La fiesta dura tres días, tiempo en que las almas de los difuntos abandonan ñuú ndií, el pueblo de los muertos, lugar donde moran las almas de los que fallecen y desde donde nos vigilan. En el primero, conocido como vigilia, se recibe y atiende a los niños y se le nombra kivi na ndií vali: día de difuntos pequeños; en el segundo se comparte con los adultos acaecidos y se conoce como kivi na ndií shanu: Día de Muertos grandes; el último es para acompañar a todos en su regreso al panteón, de vuelta a su mundo, ñuú ndií, desde donde nos seguirán acompañando.
Por influencia de la religión católica, hay tres tipos de difuntos a los que no se espera porque se tiene la certeza de que no llegarán: los niños que mueren sin bautizarse y los adultos que se van en pecado. Tampoco pueden participar en el ritual los que no han cumplido un año de fallecidos a la llegada del Día se Muertos; deben esperar hasta el próximo año para volver.
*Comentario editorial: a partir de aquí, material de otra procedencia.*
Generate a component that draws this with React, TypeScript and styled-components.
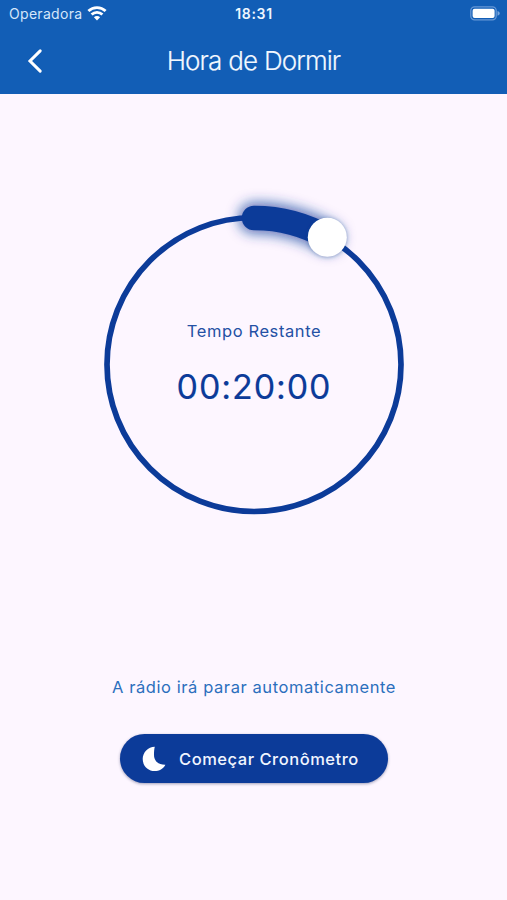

Aunque la fiesta es muy familiar no deja de tener su tinte comunitario. En los pueblos donde tienen bandas de viento, en estos días tocan el alba alrededor de las cinco de la mañana, anunciando que van a comenzar a llegar las almas, y la familia se pone en movimiento: mientras unos queman copal o incienso en el altar familiar que ya se encuentra arreglado, otros marcan el camino de la casa regando flor de cempasúchil, desde la calle hasta el edificio que recibirá a los muertos. A la hora del desayuno un mayordomo toca las campanas y quema cohetes anunciando que es hora de servirles: entonces sus familiares les bridan atole de maíz a los chicos y chocolate a los grandes. Lo mismo sucede a la hora de la comida, para la cual se acostumbra preparar caldo de pescado o mole con torta de huevo y camarón para los niños y mole de guajolote o tamales para los mayores. En el kivi na ndií shanu las familias reparten parte de su comida entre sus vecinos, familiares, compadres, amigos y conocidos a quienes más cerca los tiene el afecto.
El 2 de noviembre, muy de madrugada, algunas personas comienzan a partir rumbo al panteón, otras lo hacen al amanecer. Todas llevan, además de sus velas, flor de cempasúchil y agua bendita. Se acompaña a todos en su regreso a ñuú ndií, desde donde salieron para acudir a su fiesta; por eso al Día de Muertos también se le nombra viko ndií: fiesta a donde vienen los muertos. Llegando al panteón se prenden las velas alrededor de las tumbas de los difuntos para que iluminen su camino, también se les adorna con flores y se les rocía agua bendita. Así permanecen largo rato, dos o tres horas, después regresan a su casa. Algunas familias llevan al panteón parte de la ofrenda y ahí mismo desayunan, otras regresan y se van a lugares populares en las inmediaciones a disfrutar del día, que se convierte en jornada de descanso y regocijo familiar. El Día de Muertos ha terminado.